START SUPPLIED ENTRIES
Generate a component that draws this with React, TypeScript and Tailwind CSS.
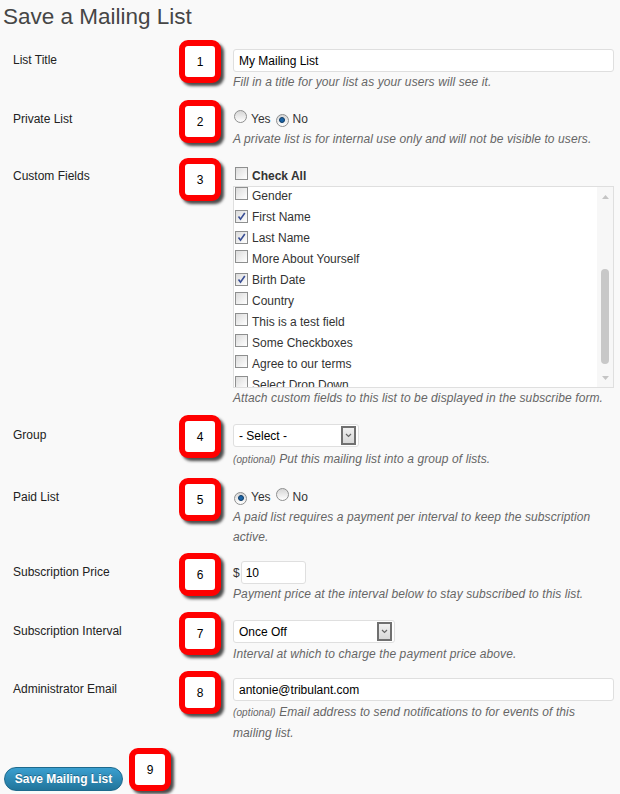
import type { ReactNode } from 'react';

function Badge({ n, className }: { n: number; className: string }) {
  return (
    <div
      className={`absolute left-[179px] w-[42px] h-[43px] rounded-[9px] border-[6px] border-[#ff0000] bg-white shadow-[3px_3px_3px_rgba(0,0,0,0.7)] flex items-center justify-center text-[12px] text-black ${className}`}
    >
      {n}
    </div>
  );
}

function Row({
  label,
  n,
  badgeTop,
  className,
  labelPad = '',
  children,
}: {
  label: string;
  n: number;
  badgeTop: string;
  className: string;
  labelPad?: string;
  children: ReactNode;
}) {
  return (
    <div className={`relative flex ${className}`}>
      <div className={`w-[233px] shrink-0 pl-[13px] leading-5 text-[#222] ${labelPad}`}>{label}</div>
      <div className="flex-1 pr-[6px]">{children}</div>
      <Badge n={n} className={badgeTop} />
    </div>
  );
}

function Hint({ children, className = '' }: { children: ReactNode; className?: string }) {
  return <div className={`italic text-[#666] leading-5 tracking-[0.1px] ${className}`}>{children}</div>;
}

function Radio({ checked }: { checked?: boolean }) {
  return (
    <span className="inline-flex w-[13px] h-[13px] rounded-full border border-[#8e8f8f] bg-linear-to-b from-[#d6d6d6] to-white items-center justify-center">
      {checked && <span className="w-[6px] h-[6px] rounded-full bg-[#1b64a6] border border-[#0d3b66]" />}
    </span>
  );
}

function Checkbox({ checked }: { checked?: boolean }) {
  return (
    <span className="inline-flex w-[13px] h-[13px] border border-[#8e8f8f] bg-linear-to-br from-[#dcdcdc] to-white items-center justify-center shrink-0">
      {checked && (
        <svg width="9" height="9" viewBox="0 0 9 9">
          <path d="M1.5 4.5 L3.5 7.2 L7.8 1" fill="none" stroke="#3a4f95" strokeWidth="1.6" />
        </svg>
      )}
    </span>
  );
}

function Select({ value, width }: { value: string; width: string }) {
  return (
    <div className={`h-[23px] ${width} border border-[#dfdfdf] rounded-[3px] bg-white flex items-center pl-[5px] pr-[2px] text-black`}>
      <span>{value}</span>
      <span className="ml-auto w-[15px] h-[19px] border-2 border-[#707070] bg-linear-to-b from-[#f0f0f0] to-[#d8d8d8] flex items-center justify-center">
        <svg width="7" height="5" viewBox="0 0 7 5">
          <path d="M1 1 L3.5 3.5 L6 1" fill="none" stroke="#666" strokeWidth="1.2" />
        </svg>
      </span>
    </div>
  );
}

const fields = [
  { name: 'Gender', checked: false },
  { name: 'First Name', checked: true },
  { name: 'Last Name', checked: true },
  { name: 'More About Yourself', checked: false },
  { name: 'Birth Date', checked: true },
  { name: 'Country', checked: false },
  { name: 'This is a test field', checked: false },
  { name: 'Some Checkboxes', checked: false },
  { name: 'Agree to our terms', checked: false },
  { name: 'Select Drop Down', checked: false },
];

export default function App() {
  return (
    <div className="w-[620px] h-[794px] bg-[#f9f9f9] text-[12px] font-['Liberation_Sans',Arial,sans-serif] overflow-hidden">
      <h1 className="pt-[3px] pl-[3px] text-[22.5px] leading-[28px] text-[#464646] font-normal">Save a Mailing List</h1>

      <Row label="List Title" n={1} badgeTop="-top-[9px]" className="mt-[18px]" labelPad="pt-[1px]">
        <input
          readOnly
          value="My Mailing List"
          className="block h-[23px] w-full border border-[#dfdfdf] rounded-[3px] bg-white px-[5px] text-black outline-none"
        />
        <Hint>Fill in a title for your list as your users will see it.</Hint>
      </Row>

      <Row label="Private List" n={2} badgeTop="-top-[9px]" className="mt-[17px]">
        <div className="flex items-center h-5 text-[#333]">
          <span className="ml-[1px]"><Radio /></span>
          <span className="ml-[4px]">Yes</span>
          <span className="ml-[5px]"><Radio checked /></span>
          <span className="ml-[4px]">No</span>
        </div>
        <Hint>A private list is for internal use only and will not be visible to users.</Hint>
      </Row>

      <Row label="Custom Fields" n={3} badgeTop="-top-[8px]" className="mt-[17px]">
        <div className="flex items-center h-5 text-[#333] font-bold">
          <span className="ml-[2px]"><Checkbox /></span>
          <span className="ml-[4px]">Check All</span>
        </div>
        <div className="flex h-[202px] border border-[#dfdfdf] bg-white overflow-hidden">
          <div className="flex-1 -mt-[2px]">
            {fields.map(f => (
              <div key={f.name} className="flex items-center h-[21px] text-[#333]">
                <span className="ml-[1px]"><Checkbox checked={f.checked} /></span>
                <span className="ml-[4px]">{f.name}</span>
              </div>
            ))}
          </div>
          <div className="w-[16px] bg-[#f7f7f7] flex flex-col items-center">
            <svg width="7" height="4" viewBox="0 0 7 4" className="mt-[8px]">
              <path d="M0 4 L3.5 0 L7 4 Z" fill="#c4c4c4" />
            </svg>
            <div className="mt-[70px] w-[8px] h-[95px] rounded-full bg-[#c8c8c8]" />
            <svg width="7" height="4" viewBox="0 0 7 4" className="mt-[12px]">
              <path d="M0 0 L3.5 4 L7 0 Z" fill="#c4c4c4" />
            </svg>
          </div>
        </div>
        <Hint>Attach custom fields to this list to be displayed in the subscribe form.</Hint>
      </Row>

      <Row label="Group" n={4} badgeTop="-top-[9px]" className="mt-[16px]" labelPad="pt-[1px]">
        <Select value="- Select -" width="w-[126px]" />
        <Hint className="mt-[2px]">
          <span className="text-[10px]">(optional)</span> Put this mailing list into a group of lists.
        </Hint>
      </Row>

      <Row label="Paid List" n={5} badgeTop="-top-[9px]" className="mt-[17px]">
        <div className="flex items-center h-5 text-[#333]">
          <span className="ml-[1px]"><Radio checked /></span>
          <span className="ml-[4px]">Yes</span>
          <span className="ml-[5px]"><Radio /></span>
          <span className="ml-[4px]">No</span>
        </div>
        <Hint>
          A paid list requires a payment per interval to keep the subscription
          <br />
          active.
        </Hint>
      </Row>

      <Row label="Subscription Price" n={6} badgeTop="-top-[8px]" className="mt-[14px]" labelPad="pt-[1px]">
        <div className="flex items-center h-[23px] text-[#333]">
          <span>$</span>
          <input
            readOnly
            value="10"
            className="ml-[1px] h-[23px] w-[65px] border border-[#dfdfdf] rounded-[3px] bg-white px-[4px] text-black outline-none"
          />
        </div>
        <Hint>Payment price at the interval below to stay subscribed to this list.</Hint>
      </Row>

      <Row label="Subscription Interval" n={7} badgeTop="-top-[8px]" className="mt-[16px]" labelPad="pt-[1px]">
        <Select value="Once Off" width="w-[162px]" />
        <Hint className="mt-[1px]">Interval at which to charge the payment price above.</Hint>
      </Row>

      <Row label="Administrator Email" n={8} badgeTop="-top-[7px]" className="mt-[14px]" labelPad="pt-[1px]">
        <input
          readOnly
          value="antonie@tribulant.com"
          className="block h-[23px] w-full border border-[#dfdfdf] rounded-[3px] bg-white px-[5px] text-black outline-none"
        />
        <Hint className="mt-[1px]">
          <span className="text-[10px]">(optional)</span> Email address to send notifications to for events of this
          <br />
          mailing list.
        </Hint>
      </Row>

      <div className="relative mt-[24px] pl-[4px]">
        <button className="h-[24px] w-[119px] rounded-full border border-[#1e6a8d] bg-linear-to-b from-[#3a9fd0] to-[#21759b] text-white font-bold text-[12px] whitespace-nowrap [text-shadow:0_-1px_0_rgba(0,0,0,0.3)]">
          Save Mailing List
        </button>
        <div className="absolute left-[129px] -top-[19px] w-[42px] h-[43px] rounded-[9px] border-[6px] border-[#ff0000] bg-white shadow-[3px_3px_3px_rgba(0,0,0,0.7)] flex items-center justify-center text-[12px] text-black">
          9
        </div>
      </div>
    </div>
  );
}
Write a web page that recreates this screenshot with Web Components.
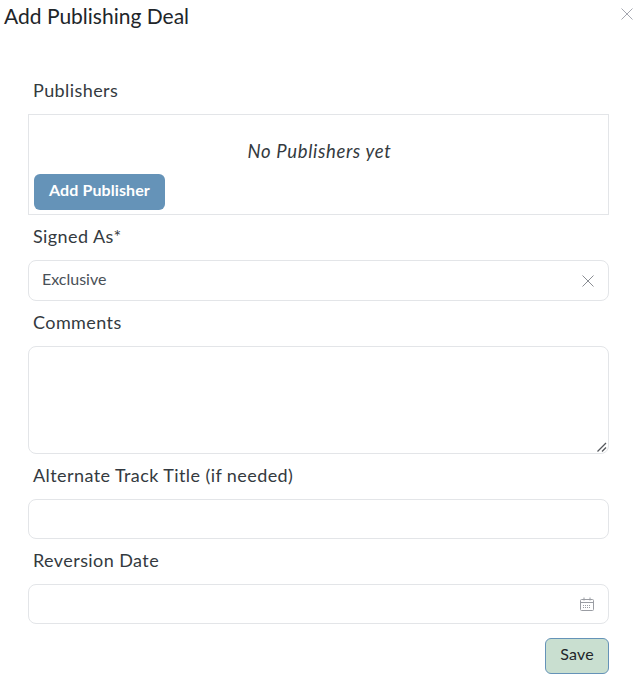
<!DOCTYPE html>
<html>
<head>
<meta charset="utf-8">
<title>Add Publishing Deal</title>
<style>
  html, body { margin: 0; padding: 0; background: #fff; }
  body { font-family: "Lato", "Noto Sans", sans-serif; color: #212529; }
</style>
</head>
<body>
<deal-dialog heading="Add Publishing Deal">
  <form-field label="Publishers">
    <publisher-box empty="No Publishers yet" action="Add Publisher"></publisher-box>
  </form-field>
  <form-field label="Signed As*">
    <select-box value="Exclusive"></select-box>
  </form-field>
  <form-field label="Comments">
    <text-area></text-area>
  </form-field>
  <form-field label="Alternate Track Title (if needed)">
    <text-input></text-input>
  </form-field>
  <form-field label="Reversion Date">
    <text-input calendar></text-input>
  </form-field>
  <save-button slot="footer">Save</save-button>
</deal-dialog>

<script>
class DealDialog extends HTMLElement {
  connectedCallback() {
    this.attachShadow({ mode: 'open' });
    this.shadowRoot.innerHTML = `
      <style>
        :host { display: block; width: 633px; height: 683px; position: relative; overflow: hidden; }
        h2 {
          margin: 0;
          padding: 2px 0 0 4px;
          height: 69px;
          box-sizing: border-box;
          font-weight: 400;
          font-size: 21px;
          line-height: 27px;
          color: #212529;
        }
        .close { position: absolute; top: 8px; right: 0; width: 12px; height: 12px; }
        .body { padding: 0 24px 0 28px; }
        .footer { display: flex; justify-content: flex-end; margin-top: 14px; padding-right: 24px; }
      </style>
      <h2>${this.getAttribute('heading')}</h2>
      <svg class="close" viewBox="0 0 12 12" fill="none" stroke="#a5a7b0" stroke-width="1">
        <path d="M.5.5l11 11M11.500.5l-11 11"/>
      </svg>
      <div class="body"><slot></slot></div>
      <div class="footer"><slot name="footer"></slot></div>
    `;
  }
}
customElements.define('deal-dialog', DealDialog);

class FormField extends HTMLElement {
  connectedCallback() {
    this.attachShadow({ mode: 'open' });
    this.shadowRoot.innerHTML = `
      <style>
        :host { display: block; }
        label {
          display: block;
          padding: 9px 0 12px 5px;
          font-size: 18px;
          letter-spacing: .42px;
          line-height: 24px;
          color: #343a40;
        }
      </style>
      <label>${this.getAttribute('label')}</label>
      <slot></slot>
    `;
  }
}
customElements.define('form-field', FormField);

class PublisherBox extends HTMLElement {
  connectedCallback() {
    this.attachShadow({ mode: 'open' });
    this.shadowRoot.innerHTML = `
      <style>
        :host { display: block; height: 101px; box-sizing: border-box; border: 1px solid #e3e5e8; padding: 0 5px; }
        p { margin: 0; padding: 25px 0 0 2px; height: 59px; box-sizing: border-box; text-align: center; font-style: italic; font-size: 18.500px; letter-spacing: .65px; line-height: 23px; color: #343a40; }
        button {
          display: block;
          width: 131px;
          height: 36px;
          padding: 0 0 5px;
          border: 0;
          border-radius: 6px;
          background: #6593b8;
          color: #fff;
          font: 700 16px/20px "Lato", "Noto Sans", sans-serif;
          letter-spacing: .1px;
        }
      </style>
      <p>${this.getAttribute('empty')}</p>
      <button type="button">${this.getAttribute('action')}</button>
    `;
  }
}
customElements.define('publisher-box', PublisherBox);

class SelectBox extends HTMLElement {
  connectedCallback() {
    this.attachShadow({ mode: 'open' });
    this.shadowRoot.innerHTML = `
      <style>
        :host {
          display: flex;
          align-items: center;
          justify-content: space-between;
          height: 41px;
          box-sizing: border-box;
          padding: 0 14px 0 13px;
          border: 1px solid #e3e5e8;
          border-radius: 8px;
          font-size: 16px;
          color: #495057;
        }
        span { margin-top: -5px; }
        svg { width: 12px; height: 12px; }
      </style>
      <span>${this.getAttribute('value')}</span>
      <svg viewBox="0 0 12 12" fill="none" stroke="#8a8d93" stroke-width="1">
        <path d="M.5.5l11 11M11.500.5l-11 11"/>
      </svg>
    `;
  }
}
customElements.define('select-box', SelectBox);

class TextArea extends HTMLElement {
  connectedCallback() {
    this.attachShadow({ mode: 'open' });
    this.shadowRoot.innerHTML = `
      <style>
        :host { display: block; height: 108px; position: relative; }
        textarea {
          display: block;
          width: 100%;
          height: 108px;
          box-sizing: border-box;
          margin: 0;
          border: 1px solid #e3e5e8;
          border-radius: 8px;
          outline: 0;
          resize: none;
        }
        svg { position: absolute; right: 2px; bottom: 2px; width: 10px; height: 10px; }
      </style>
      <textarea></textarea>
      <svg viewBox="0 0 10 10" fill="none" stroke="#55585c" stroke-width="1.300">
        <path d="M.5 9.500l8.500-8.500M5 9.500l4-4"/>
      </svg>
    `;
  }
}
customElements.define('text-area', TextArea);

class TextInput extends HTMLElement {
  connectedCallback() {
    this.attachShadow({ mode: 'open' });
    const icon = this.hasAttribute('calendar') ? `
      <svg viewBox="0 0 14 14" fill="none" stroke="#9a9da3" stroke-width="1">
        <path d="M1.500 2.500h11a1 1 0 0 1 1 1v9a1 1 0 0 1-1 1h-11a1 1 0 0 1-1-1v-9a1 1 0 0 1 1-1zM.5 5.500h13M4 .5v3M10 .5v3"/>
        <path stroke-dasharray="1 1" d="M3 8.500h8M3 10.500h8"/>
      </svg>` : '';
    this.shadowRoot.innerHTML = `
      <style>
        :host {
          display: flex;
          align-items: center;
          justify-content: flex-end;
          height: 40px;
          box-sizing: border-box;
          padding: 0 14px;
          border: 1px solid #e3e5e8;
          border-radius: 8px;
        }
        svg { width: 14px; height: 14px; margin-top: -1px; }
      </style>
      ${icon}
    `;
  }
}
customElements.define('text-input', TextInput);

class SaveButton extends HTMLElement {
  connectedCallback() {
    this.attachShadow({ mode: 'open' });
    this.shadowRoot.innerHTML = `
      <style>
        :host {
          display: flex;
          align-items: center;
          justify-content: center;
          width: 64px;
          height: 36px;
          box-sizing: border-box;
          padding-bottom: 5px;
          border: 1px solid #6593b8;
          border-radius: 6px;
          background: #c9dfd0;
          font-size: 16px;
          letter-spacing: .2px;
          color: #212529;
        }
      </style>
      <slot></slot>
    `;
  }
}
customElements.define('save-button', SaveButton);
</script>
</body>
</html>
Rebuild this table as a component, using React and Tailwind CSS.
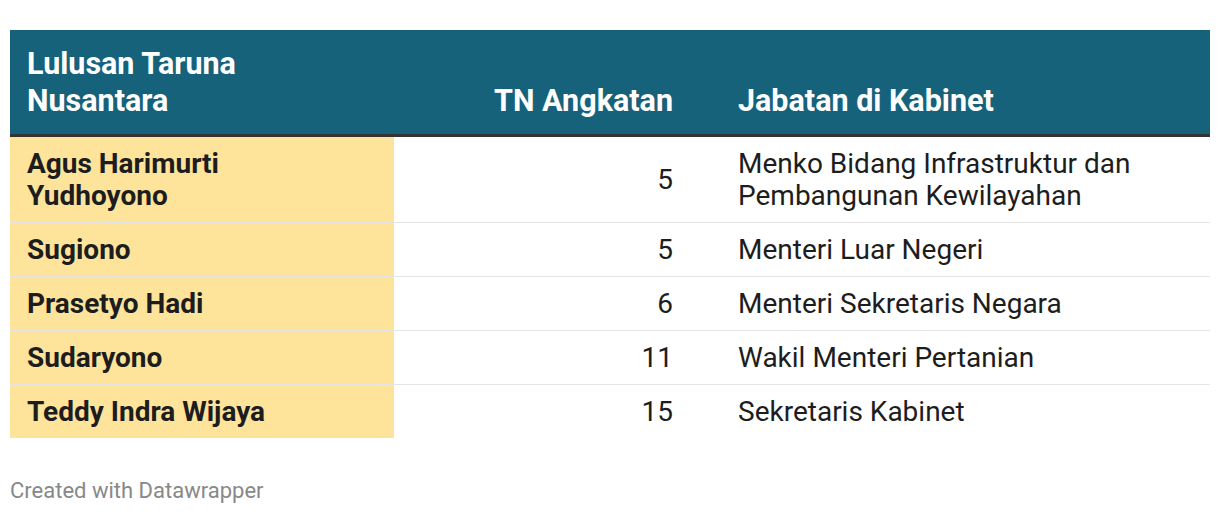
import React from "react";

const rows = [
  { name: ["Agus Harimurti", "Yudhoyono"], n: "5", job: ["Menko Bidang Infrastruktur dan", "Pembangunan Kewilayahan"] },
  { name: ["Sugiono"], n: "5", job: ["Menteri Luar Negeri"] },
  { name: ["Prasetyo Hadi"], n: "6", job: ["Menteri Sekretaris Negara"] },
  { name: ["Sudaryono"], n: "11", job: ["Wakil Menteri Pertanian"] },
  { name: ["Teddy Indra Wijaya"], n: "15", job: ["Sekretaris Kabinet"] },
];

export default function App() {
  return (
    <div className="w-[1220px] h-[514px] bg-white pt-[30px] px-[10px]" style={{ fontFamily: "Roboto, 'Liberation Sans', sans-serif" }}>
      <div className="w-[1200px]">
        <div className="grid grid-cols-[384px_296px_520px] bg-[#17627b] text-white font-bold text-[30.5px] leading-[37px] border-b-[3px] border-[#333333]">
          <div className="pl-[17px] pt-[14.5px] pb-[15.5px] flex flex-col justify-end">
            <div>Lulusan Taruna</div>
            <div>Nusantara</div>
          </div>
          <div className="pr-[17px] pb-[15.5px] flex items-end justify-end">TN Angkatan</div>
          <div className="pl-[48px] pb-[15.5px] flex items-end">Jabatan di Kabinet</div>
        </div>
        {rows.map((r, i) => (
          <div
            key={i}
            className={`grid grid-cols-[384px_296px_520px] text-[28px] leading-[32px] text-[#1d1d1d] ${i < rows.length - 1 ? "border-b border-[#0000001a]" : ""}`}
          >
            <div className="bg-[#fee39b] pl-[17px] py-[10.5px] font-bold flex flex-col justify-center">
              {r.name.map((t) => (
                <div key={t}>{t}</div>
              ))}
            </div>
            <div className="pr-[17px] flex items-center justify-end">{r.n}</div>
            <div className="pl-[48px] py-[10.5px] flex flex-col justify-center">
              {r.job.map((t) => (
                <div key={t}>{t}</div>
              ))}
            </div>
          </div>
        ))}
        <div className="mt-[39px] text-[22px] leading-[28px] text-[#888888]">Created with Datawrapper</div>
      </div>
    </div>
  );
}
END SUPPLIED ENTRIES
Up in the listing, locate the line with "Write a web"; print it and every line after it down to the line with "</deal-dialog>", which is included too. Skip the pictures.

Write a web page that recreates this screenshot with Web Components.
<!DOCTYPE html>
<html>
<head>
<meta charset="utf-8">
<title>Add Publishing Deal</title>
<style>
  html, body { margin: 0; padding: 0; background: #fff; }
  body { font-family: "Lato", "Noto Sans", sans-serif; color: #212529; }
</style>
</head>
<body>
<deal-dialog heading="Add Publishing Deal">
  <form-field label="Publishers">
    <publisher-box empty="No Publishers yet" action="Add Publisher"></publisher-box>
  </form-field>
  <form-field label="Signed As*">
    <select-box value="Exclusive"></select-box>
  </form-field>
  <form-field label="Comments">
    <text-area></text-area>
  </form-field>
  <form-field label="Alternate Track Title (if needed)">
    <text-input></text-input>
  </form-field>
  <form-field label="Reversion Date">
    <text-input calendar></text-input>
  </form-field>
  <save-button slot="footer">Save</save-button>
</deal-dialog>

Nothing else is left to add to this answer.